- I would rehome General to someone who has more time for him because I'm doing him a disservice with always being gone. I love him though and we've been through sooo much together. He is the only reason I've made it where I am and that we aren't living in a box somewhere.
- I would want to do more for other people. In the recent floods of Nashville, there were so many opportunities to help out. I was only willing to do the demolition (I had to work through the entire clean-up process) and now it's done and I don't want to help anymore. I do want the t-shirt that you get for helping out though.
- I would answer my phone when I know that people need me. Don't take that wrong but there are times that I just can't be there for you because I'm being there for me...especially if it's after midnight.
- I would think about the things I say before I say them. Alas, I will hurt your feelings in a heartbeat to say what I need to say. I don't do it to be mean but if the world was always telling you what you want to hear, are you really going to have any ounce of reality? I am reality. Deal.
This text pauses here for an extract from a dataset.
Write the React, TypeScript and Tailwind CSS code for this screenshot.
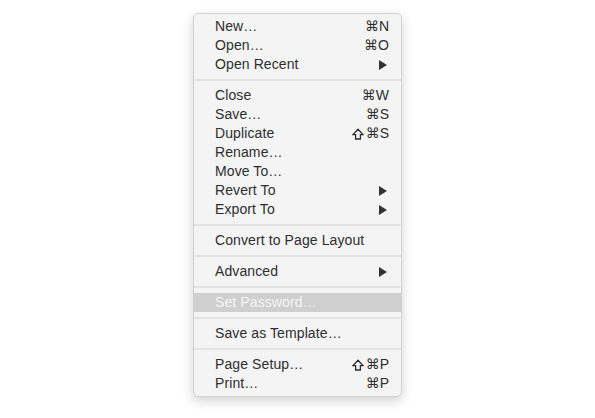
import React from "react";

type Item = { label: string; shortcut?: string; arrow?: boolean; highlighted?: boolean };

const groups: Item[][] = [
  [
    { label: "New…", shortcut: "⌘N" },
    { label: "Open…", shortcut: "⌘O" },
    { label: "Open Recent", arrow: true },
  ],
  [
    { label: "Close", shortcut: "⌘W" },
    { label: "Save…", shortcut: "⌘S" },
    { label: "Duplicate", shortcut: "⇧⌘S" },
    { label: "Rename…" },
    { label: "Move To…" },
    { label: "Revert To", arrow: true },
    { label: "Export To", arrow: true },
  ],
  [{ label: "Convert to Page Layout" }],
  [{ label: "Advanced", arrow: true }],
  [{ label: "Set Password…", highlighted: true }],
  [{ label: "Save as Template…" }],
  [
    { label: "Page Setup…", shortcut: "⇧⌘P" },
    { label: "Print…", shortcut: "⌘P" },
  ],
];

function Arrow() {
  return (
    <svg width="8" height="10" viewBox="0 0 8 10" className="mr-[2px]">
      <path d="M0 0 L8 5 L0 10 Z" fill="#333333" />
    </svg>
  );
}

function ShiftIcon() {
  return (
    <svg width="12" height="12" viewBox="0 0 12 12" className="mr-[2px]">
      <path
        d="M6 1.2 L11 6.6 H8.4 V11 H3.6 V6.6 H1 Z"
        fill="none"
        stroke="#2e2e2e"
        strokeWidth="1.3"
        strokeLinejoin="miter"
      />
    </svg>
  );
}

function Shortcut({ text }: { text: string }) {
  const chars = Array.from(text);
  return (
    <span className="flex items-center">
      {chars.map((c, i) => (c === "⇧" ? <ShiftIcon key={i} /> : <span key={i}>{c}</span>))}
    </span>
  );
}

function Row({ item }: { item: Item }) {
  return (
    <div
      className={`flex h-[19px] items-center justify-between pl-[21px] pr-[12px] ${
        item.highlighted ? "bg-[#cfcfcf] text-[#f6f6f6]" : "text-[#2e2e2e]"
      }`}
    >
      <span className="tracking-[0.1px]">{item.label}</span>
      {item.shortcut && <Shortcut text={item.shortcut} />}
      {item.arrow && <Arrow />}
    </div>
  );
}

export default function App() {
  return (
    <div className="h-[418px] w-[595px] bg-white font-['Liberation_Sans','DejaVu_Sans',sans-serif] text-[14px] leading-[19px]">
      <div className="flex pl-[193px] pt-[13px]">
        <div className="w-[209px] rounded-[5px] border border-[#d2d2d2] bg-[#f4f4f4] pb-[3px] pt-[3px] shadow-[0_4px_12px_rgba(0,0,0,0.18)]">
          {groups.map((g, gi) => (
            <div key={gi}>
              {gi > 0 && (
                <div className="flex h-[12px] items-center">
                  <div className="h-[2px] w-full bg-[#e3e3e3]" />
                </div>
              )}
              {g.map((it) => (
                <Row key={it.label} item={it} />
              ))}
            </div>
          ))}
        </div>
      </div>
    </div>
  );
}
- With all of that being said, I do love people and try to be tactful with the things I say and I do help out when I'm needed but I want to be one of those people who can do it at the drop of a hat. I wish it worked that way. Oh, and General? He's my baby and I try so hard to make sure that he is taken care of in every way. Right now, I'm wondering if the best thing would be to get a cat or another dog for him to have as a pet? I don't know. I'm gone a lot and he needs company. I really *DON'T* want a litterbox but he looooves cats. Ugh. I hate being a grown-up.